The other key organic channel is the media. The most important thing to remember when pitching to writers is that it is very similar to pitching your buyers; to be successful you need to focus on what is important to the writer and work backwards into your pitch. Most writers are measured on the traffic their stories generate, so they are always looking for stories that will make good headlines. If you show how you are part of a bigger market trend and share insights from your business (like customer stories, revenue growth, valuation), or provide a human interest story with a compelling angle, you are more likely to get coverage than if you just want to talk about your latest set of new features.
Limit your number of paid channels — every paid channel has its idiosyncrasies, from how you translate your ideal customer profile into targeting criteria, to how you translate your messaging into creative formats, to how you build your media plan. Do your research to figure out the one paid channel your target market spends the most time in and stick with it until its working. If you spread yourself across too many channels you will just end up optimizing for the lowest common denominator across channels which is usually price. As we heard earlier, this is where brand marketing campaigns usually fall down.
The most common mistake at this stage is chasing shiny objects, such as doing a campaign with an influencer because your kids tell you they are cool, or creating custom content because a vendor pitched it, or creating a one-off stunt to win an award to pad your resume. Yes there is an endless number of cool creative ideas in marketing but most of them make no sense for your business.
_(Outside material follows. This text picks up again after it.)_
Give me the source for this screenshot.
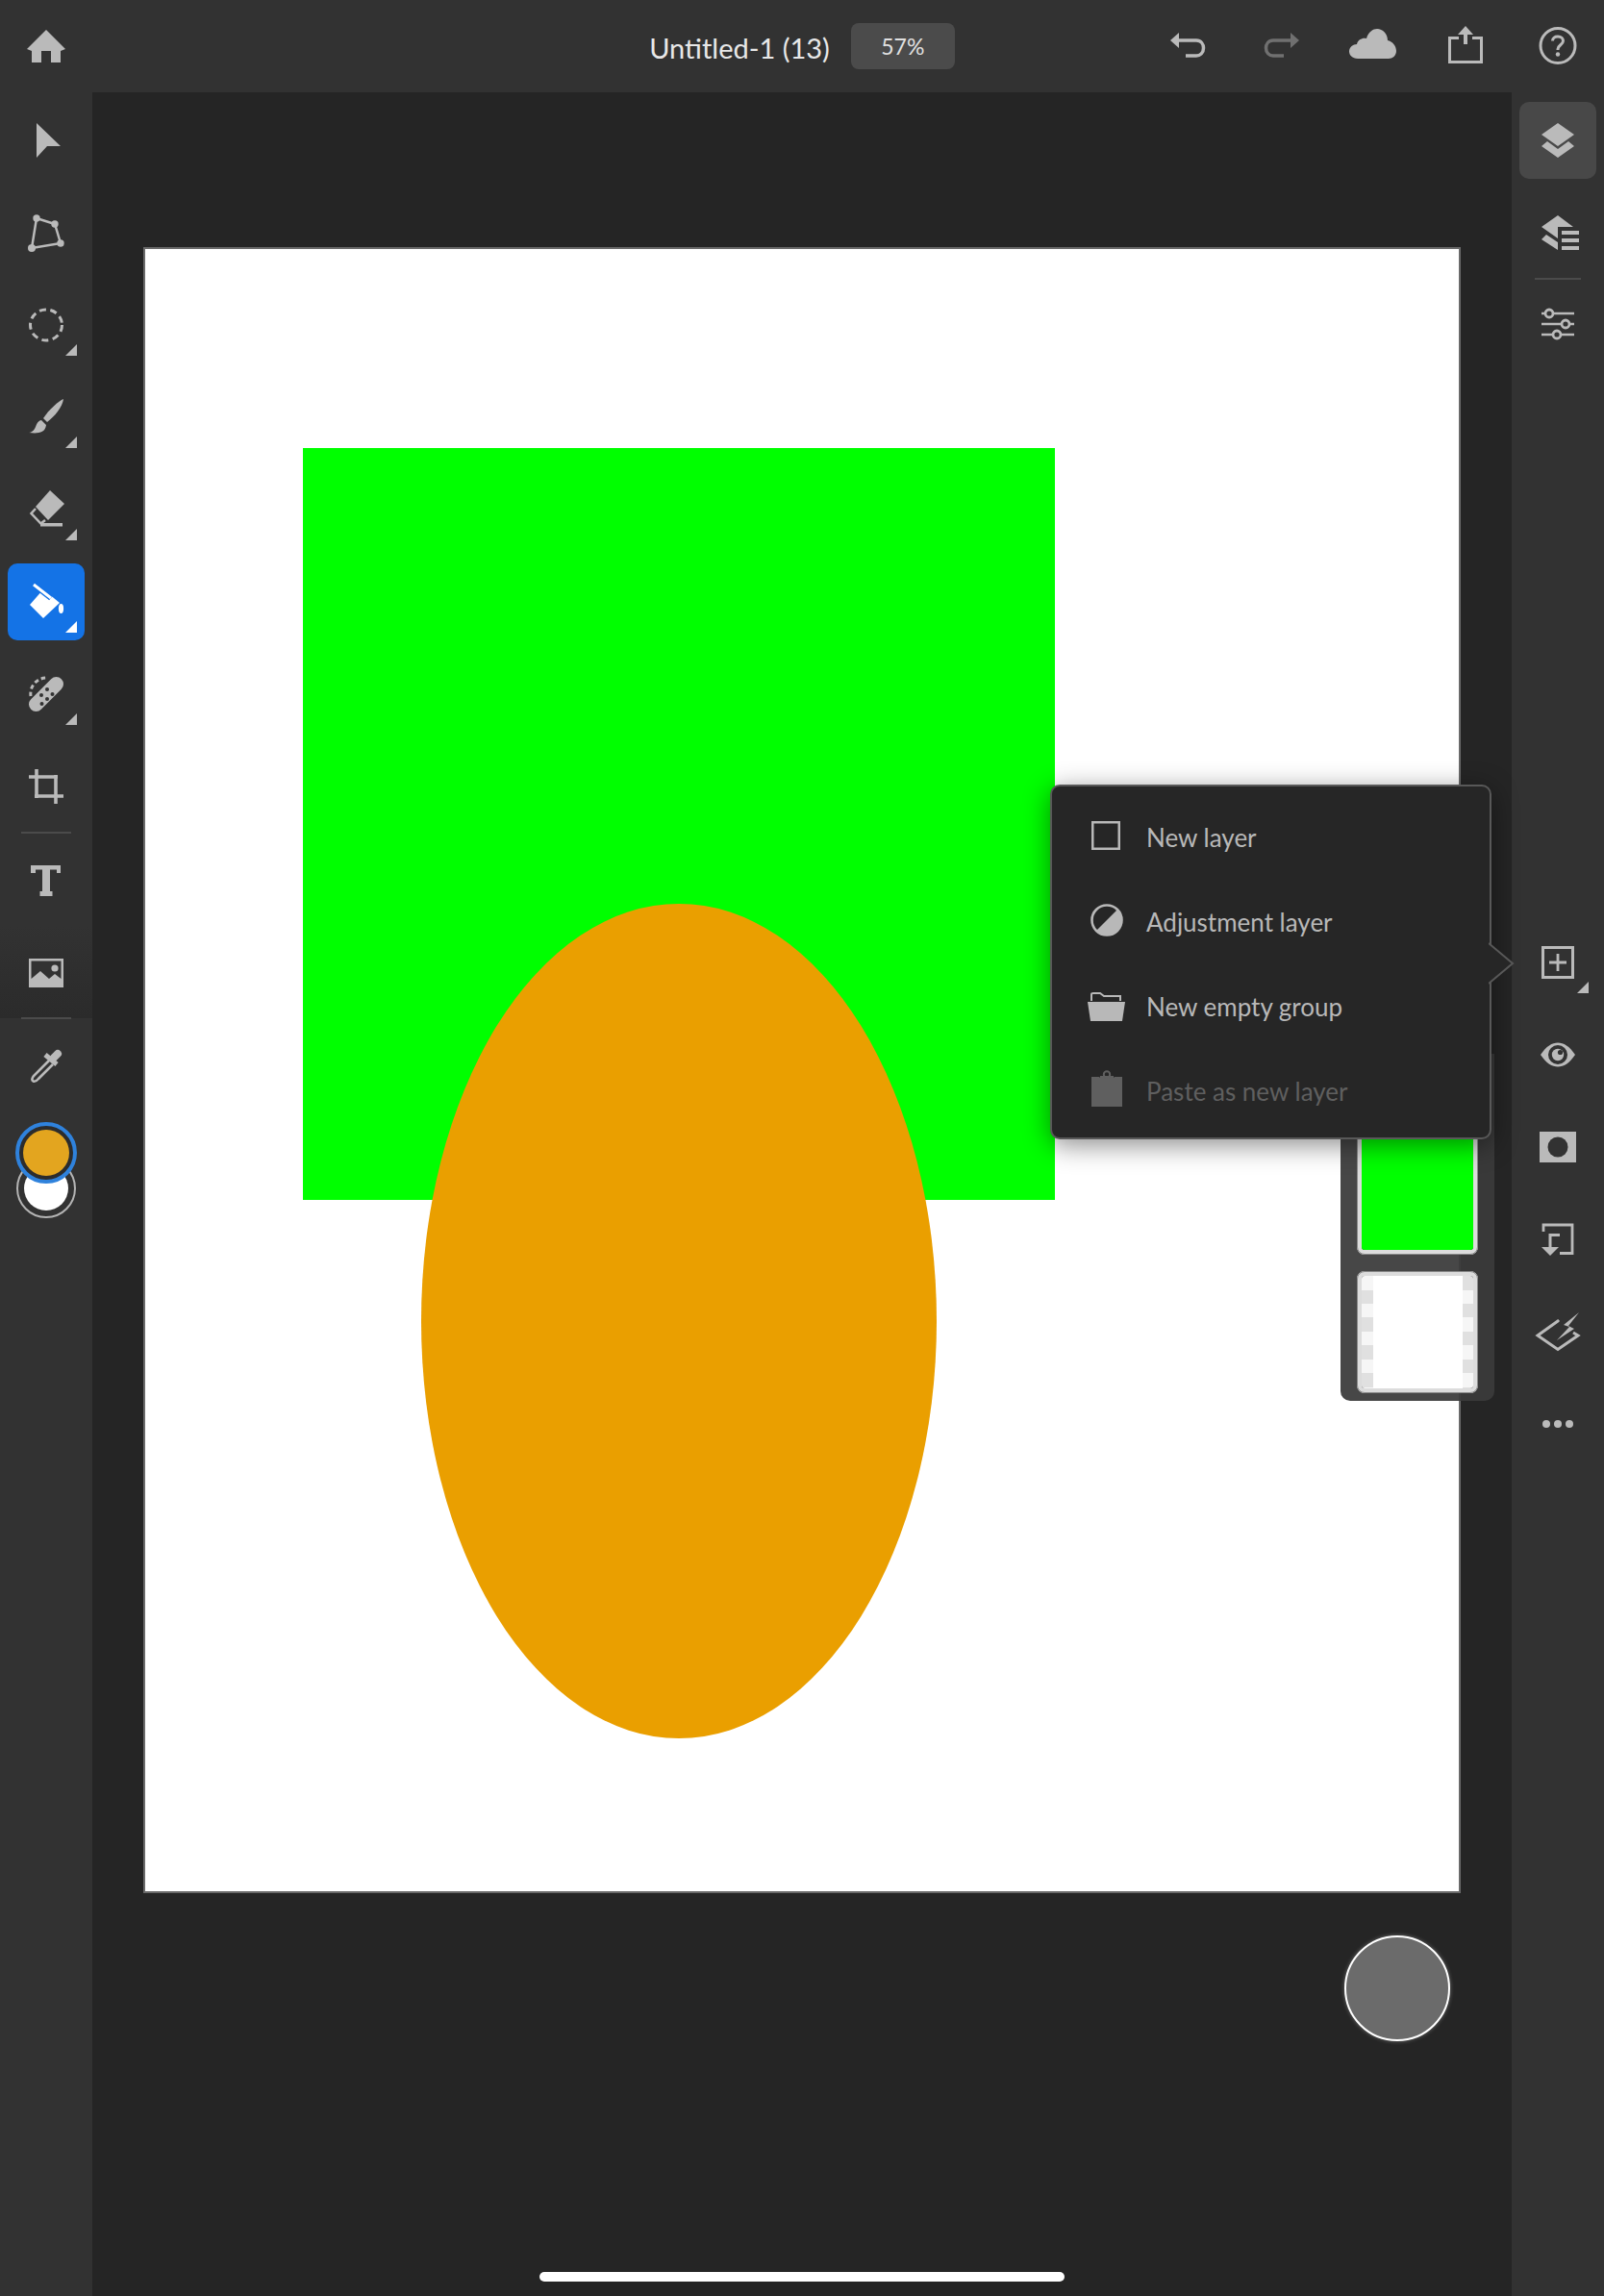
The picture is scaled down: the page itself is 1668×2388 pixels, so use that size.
<div class="app">
  <header class="topbar">
    <div class="side">
      <div class="tool">
        <svg class="ic" viewBox="0 0 48 48"><path fill="currentColor" d="M24 7 44 27 39 29V41H29V29H19V41H9V29L4 27Z"/></svg>
      </div>
    </div>
    <div class="doc">
      <span class="title">Untitled-1 (13)</span>
      <span class="zoom">57%</span>
    </div>
    <div class="side right">
      <div class="tool">
        <svg class="ic" viewBox="0 0 48 48"><path fill="currentColor" d="M5 18 14 10V26Z"/><path fill="none" stroke="currentColor" stroke-width="3.5" d="M14 18H32C37 18 39.5 22 39.5 26 39.5 31 36 34 32 34H21"/></svg>
      </div>
      <div class="tool dim">
        <svg class="ic" viewBox="0 0 48 48"><path fill="currentColor" d="M43 18 34 10V26Z"/><path fill="none" stroke="currentColor" stroke-width="3.5" d="M34 18H16C11 18 8.5 22 8.5 26 8.5 31 12 34 16 34H27"/></svg>
      </div>
      <div class="tool">
        <svg class="ic wide" viewBox="0 0 56 48"><path fill="currentColor" d="M12 37C6 37 3 33 3 29.5 3 25 7 22 11 22 12 17 17 15 21 16 23 9 28 6 32 6 38 6 43 11 43 18 48 19 52 24 52 29 52 34 48 37 44 37Z"/></svg>
      </div>
      <div class="tool">
        <svg class="ic" viewBox="0 0 48 48"><path fill="none" stroke="currentColor" stroke-width="3" d="M17 15.5H7.5V40.5H40.5V15.5H31"/><path fill="currentColor" d="M24 3 32 12H26V22H22V12H16Z"/></svg>
      </div>
      <div class="tool">
        <svg class="ic" viewBox="0 0 48 48"><circle cx="24" cy="23.5" r="18" fill="none" stroke="currentColor" stroke-width="3"/><path fill="none" stroke="currentColor" stroke-width="3" d="M18.5 18.5C18.5 15.5 21 14 24 14 27.5 14 29.5 16 29.5 18.5 29.5 22.5 24 23 24 27V28"/><circle cx="24" cy="32.5" r="2.2" fill="currentColor"/></svg>
      </div>
    </div>
  </header>

  <div class="body">
    <nav class="rail left">
      <div class="tools">
        <div class="tool">
          <svg class="ic" viewBox="0 0 48 48"><path fill="currentColor" d="M14 6 39 30H25L14 42Z"/></svg>
        </div>
        <div class="tool">
          <svg class="ic" viewBox="0 0 48 48"><path fill="none" stroke="currentColor" stroke-width="2.5" d="M14 9 33 15 39 35 9 40Z"/><g fill="currentColor"><circle cx="14" cy="9" r="3.7"/><circle cx="33" cy="15" r="3.7"/><circle cx="39" cy="35" r="3.7"/><circle cx="9" cy="40" r="4"/></g></svg>
        </div>
        <div class="tool">
          <svg class="ic" viewBox="0 0 48 48"><ellipse cx="24" cy="24" rx="16.5" ry="16" fill="none" stroke="currentColor" stroke-width="3" stroke-dasharray="7 4.5"/></svg>
          <i class="corner"></i>
        </div>
        <div class="tool">
          <svg class="ic" viewBox="0 0 48 48"><path fill="currentColor" d="M42 5C37 7 27 16 21 25L25 29C33 23 41 13 42 5Z"/><path fill="currentColor" d="M19 27C14 28 14 33 12 36 11 38 8 40 6 40 14 41 23 41 24 32Z"/></svg>
          <i class="corner"></i>
        </div>
        <div class="tool">
          <svg class="ic" viewBox="0 0 48 48"><path fill="currentColor" d="M28 4 43 18 26 35 13 21Z"/><path fill="none" stroke="currentColor" stroke-width="2.5" d="M13 23 8.5 28 18.5 38.5 23 35"/><path fill="currentColor" d="M18 38H41V41.5H18Z"/></svg>
          <i class="corner"></i>
        </div>
        <div class="tool active">
          <div class="chip">
            <svg class="ic" viewBox="0 0 48 48"><path fill="currentColor" d="M7 27 21 11 38 25 21 41Z"/><path fill="none" stroke="#1473e6" stroke-width="6" d="M11 6 29 20"/><path fill="none" stroke="currentColor" stroke-width="3" d="M11 6 29 20"/><ellipse cx="39.5" cy="31" rx="2.6" ry="5" fill="currentColor"/></svg>
            <i class="corner"></i>
          </div>
        </div>
        <div class="tool">
          <svg class="ic" viewBox="0 0 48 48"><path fill="none" stroke="currentColor" stroke-width="3" stroke-dasharray="4.5 3" d="M8 26A16.5 16.5 0 0 1 24 7"/><path fill="none" stroke="currentColor" stroke-width="15" stroke-linecap="round" d="M13.5 34.5 34.5 13.5"/><g fill="#323232"><circle cx="25" cy="19" r="2"/><circle cx="30.5" cy="24" r="2"/><circle cx="19" cy="25" r="2"/><circle cx="25" cy="29" r="2"/><circle cx="19.5" cy="34" r="2"/></g></svg>
          <i class="corner"></i>
        </div>
        <div class="tool">
          <svg class="ic" viewBox="0 0 48 48"><path fill="none" stroke="currentColor" stroke-width="3.6" d="M6 14H36M34 12V42M14 6V36M12 34H42"/></svg>
        </div>
        <div class="sep"></div>
        <div class="tool">
          <svg class="ic" viewBox="0 0 48 48"><path fill="currentColor" d="M8 9H39V17H35V13.5H28V36H30.5V41H17.5V36H20V13.5H13V17H8Z"/></svg>
        </div>
        <div class="tool">
          <svg class="ic" viewBox="0 0 48 48"><path fill="currentColor" d="M6 10H42V40H6Z"/><path fill="#323232" d="M8.5 12.5H39.5V31L33 26 27 31 18 23 8.5 31Z"/><circle cx="33" cy="20" r="3.6" fill="currentColor"/></svg>
        </div>
      </div>
      <div class="sep"></div>
      <div class="tool">
        <svg class="ic" viewBox="0 0 48 48"><path fill="none" stroke="currentColor" stroke-width="2.6" d="M27 19 11 35Q8 39 10.5 40.5 13 41.5 16 38L31 23"/><path fill="none" stroke="currentColor" stroke-width="5" d="M23 13 35 23"/><path fill="none" stroke="currentColor" stroke-width="8" stroke-linecap="round" d="M36 12 32 16"/></svg>
      </div>
      <div class="swatches">
        <div class="fg"><span></span></div>
        <div class="bg"><span></span></div>
      </div>
    </nav>

    <main class="canvas">
      <div class="art">
        <div class="rect"></div>
        <div class="oval"></div>
      </div>

      <aside class="layers">
        <div class="thumb green"><span></span></div>
        <div class="thumb blank">
          <b class="strip"></b>
          <span></span>
          <b class="strip alt"></b>
        </div>
      </aside>

      <div class="menu">
        <div class="row">
          <svg class="ic" viewBox="0 0 48 48"><rect x="9.25" y="8.25" width="27.5" height="27.5" fill="none" stroke="currentColor" stroke-width="2.5"/></svg>
          <span>New layer</span>
        </div>
        <div class="row">
          <svg class="ic" viewBox="0 0 48 48"><circle cx="24" cy="22" r="15.5" fill="none" stroke="currentColor" stroke-width="2.6"/><path fill="currentColor" d="M35 11A15.5 15.5 0 0 1 13 33Z"/></svg>
          <span>Adjustment layer</span>
        </div>
        <div class="row">
          <svg class="ic" viewBox="0 0 48 48"><path fill="none" stroke="currentColor" stroke-width="2" d="M8 18V11Q8 10 10 10H17L21 13H38V18"/><path fill="currentColor" d="M4 19H43L40 39H7Z"/></svg>
          <span>New empty group</span>
        </div>
        <div class="row off">
          <svg class="ic" viewBox="0 0 48 48"><path fill="currentColor" d="M8 9H40V40H8Z"/><path fill="#262626" d="M16 5H32V9.5H16Z"/><path fill="currentColor" d="M17 8H31V13H17Z"/><circle cx="24" cy="6.5" r="3.2" fill="none" stroke="currentColor" stroke-width="2"/></svg>
          <span>Paste as new layer</span>
        </div>
        <svg class="beak" viewBox="0 0 28 46"><path fill="#262626" stroke="#585858" stroke-width="2" d="M0 2 25 23 0 44"/></svg>
      </div>

      <div class="fab"></div>
      <div class="home"></div>
    </main>

    <nav class="rail right">
      <div class="tool">
        <div class="chip gray">
          <svg class="ic" viewBox="0 0 48 48"><path fill="currentColor" d="M24 6 41 18 24 30 7 18Z"/><path fill="currentColor" d="M7 30 13 25 24 33 35 25 41 30 24 42Z"/></svg>
        </div>
      </div>
      <div class="tool">
        <svg class="ic" viewBox="0 0 48 48"><path fill="currentColor" d="M24 6 40 18H24V30L7 18Z"/><path fill="currentColor" d="M7 31 12 26 24 34V42Z"/><path fill="currentColor" d="M28 22H46V26H28ZM28 30H46V34H28ZM28 38H46V42H28Z"/></svg>
      </div>
      <div class="sep"></div>
      <div class="tool">
        <svg class="ic" viewBox="0 0 48 48"><path fill="none" stroke="currentColor" stroke-width="2.6" d="M7 12H41M7 23H41M7 34H41"/><g fill="#323232" stroke="currentColor" stroke-width="2.8"><circle cx="15" cy="12" r="4"/><circle cx="32" cy="23" r="4"/><circle cx="23" cy="34" r="4"/></g></svg>
      </div>

      <div class="lower">
        <div class="tool">
          <svg class="ic" viewBox="0 0 48 48"><rect x="8.5" y="8.5" width="31" height="31" fill="none" stroke="currentColor" stroke-width="3"/><path fill="none" stroke="currentColor" stroke-width="2.8" d="M15 24H33M24 15V33"/></svg>
          <i class="corner"></i>
        </div>
        <div class="tool">
          <svg class="ic" viewBox="0 0 48 48"><path fill="currentColor" d="M6 24C12 15 18 11.5 24 11.5 30 11.5 36 15 42 24 36 33 30 36.5 24 36.5 18 36.5 12 33 6 24Z"/><circle cx="24" cy="24" r="10" fill="#323232"/><circle cx="24" cy="24" r="6.2" fill="currentColor"/><circle cx="26.5" cy="21.5" r="2.6" fill="#323232"/></svg>
        </div>
        <div class="tool">
          <svg class="ic" viewBox="0 0 48 48"><path fill="currentColor" d="M5 8H43V40H5Z"/><circle cx="24" cy="24" r="10.5" fill="#323232"/></svg>
        </div>
        <div class="tool">
          <svg class="ic" viewBox="0 0 48 48"><path fill="none" stroke="currentColor" stroke-width="2.8" d="M9 16V9H39V38.5H26"/><path fill="none" stroke="currentColor" stroke-width="3" d="M26 19.5H16V33"/><path fill="currentColor" d="M7 32H25L16 41Z"/></svg>
        </div>
        <div class="tool">
          <svg class="ic" viewBox="0 0 48 48"><path fill="none" stroke="currentColor" stroke-width="3" d="M25 14 24 13 3 28 24 42.5 45 28 40 25"/><path fill="currentColor" d="M46 4 30 17 36 19 23 33 41 21 35 18Z"/></svg>
        </div>
        <div class="tool">
          <svg class="ic" viewBox="0 0 48 48"><g fill="currentColor"><circle cx="12" cy="24" r="4"/><circle cx="24" cy="24" r="4"/><circle cx="36" cy="24" r="4"/></g></svg>
        </div>
      </div>
    </nav>
  </div>
</div>

<style>
:global(body){margin:0;background:#252525}
.app{width:1668px;height:2388px;display:flex;flex-direction:column;overflow:hidden;font-family:Lato,"Open Sans",sans-serif;color:#bababa}
.topbar{height:96px;flex:none;background:#323232;display:grid;grid-template-columns:1fr auto 1fr;align-items:center}
.side{display:flex}
.side.right{justify-content:flex-end}
.doc{display:flex;align-items:center;gap:22px}
.title{font-size:29px;color:#e8e8e8;padding-top:2px}
.zoom{width:108px;height:48px;background:#4b4b4b;border-radius:8px;display:flex;align-items:center;justify-content:center;font-size:23px;color:#e0e0e0}
.tool{position:relative;width:96px;height:96px;flex:none;display:flex;align-items:center;justify-content:center}
.dim{color:#707070}
.ic{width:48px;height:48px;display:block;flex:none}
.ic.wide{width:56px}
.body{flex:1;display:flex;min-height:0}
.rail{width:96px;flex:none;background:#323232;display:flex;flex-direction:column;padding-top:2px}
.tools{background:linear-gradient(#323232 90%,#2b2b2b)}
.sep{height:2px;margin:-1px 22px 0;background:#4b4b4b;position:relative}
.rail.right .sep{margin:-1px 24px}
.lower{margin-top:567px}
.corner{position:absolute;right:16px;bottom:16px;width:12px;height:12px;background:currentColor;clip-path:polygon(100% 0,100% 100%,0 100%)}
.chip{position:relative;width:80px;height:80px;border-radius:10px;display:flex;align-items:center;justify-content:center}
.active{color:#fff}
.active .chip{background:#1473e6}
.active .corner{right:8px;bottom:8px}
.chip.gray{background:#484848}
.swatches{margin-top:11px;display:flex;flex-direction:column;align-items:center}
.fg{position:relative;z-index:1;width:64px;height:64px;box-sizing:border-box;border-radius:50%;border:4px solid #2f82dc;background:#2c2c2c;display:flex;align-items:center;justify-content:center}
.fg span{width:48px;height:48px;border-radius:50%;background:#e3a51f}
.bg{margin-top:-26px;width:62px;height:62px;box-sizing:border-box;border-radius:50%;border:2px solid #b4b4b4;display:flex;align-items:center;justify-content:center}
.bg span{width:46px;height:46px;border-radius:50%;background:#fff}
.canvas{position:relative;flex:1;background:#252525;padding:161px 0 0 53px}
.art{position:relative;width:1370px;height:1712px;box-sizing:border-box;background:#fff;border:2px solid #6a6a6a}
.rect{position:absolute;left:164px;top:207px;width:782px;height:782px;background:#0f0}
.oval{position:absolute;left:287px;top:681px;width:536px;height:868px;border-radius:50%;background:#ea9f00}
.layers{position:absolute;left:1298px;top:1000px;width:160px;height:361px;box-sizing:border-box;padding:0 17px 8px;border-radius:0 0 10px 10px;background:rgba(59,59,59,.936);display:flex;flex-direction:column;justify-content:flex-end;gap:17px}
.thumb{width:126px;height:127px;box-sizing:border-box;border:5px solid #dcdcdc;outline:1.5px solid #8a8a8a;outline-offset:-1.5px;border-radius:8px;overflow:hidden;display:flex}
.green span{flex:1;background:#0f0}
.blank span{flex:1;background:#fff}
.strip{width:12px;background:repeating-linear-gradient(#f6f6f6 0 14.5px,#e0e0e0 14.5px 29px)}
.strip.alt{width:11px;background:repeating-linear-gradient(#e0e0e0 0 14.5px,#f6f6f6 14.5px 29px)}
.menu{position:absolute;left:996px;top:720px;width:459px;height:369px;box-sizing:border-box;padding:9px 0;background:#262626;border:2px solid #585858;border-radius:10px;box-shadow:0 6px 28px rgba(0,0,0,.45)}
.row{height:88px;display:flex;align-items:center;gap:17px;padding-left:33px;font-size:26px;color:#b8b8b8}
.row.off{color:#5f5f5f}
.beak{position:absolute;right:-27px;top:161px;width:28px;height:46px}
.fab{position:absolute;left:1302px;top:1917px;width:110px;height:110px;box-sizing:border-box;border-radius:50%;background:#6b6b6b;border:2.5px solid #fff;box-shadow:0 0 4px rgba(255,255,255,.35)}
.home{position:absolute;left:465px;top:2267px;width:546px;height:10px;border-radius:5px;background:#fff}
</style>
Trust me, I sold advertising for 15 years.
3. Measure the impact on your business
Be consistent with your metrics — don’t fall into the trap of cherry picking stats to make your programs seem more effective than they are. Instead pick a set that you are willing to live with for at least a year. Some simple metrics for measuring brand marketing are:
Volume of Google searches on your brand name and volume of direct traffic to your website. Both are good signals that buyers have heard of you.
Click through rate on non-branded search terms and positive response rate to outbound emails. Both are good signals that buyers are aware of what you do.
Mentions of your brand in social channels. This is a signal that buyers are recommending you because they think you are good at what you do.
Be patient. Brand marketing isn’t performance marketing, where you can figure out the direct ROI in a month. The most common mistake at this stage is giving up too early. Set realistic expectations, take a measured approach and stick with it for at least a year to give yourself time to do the necessary repetitions to build your reputation.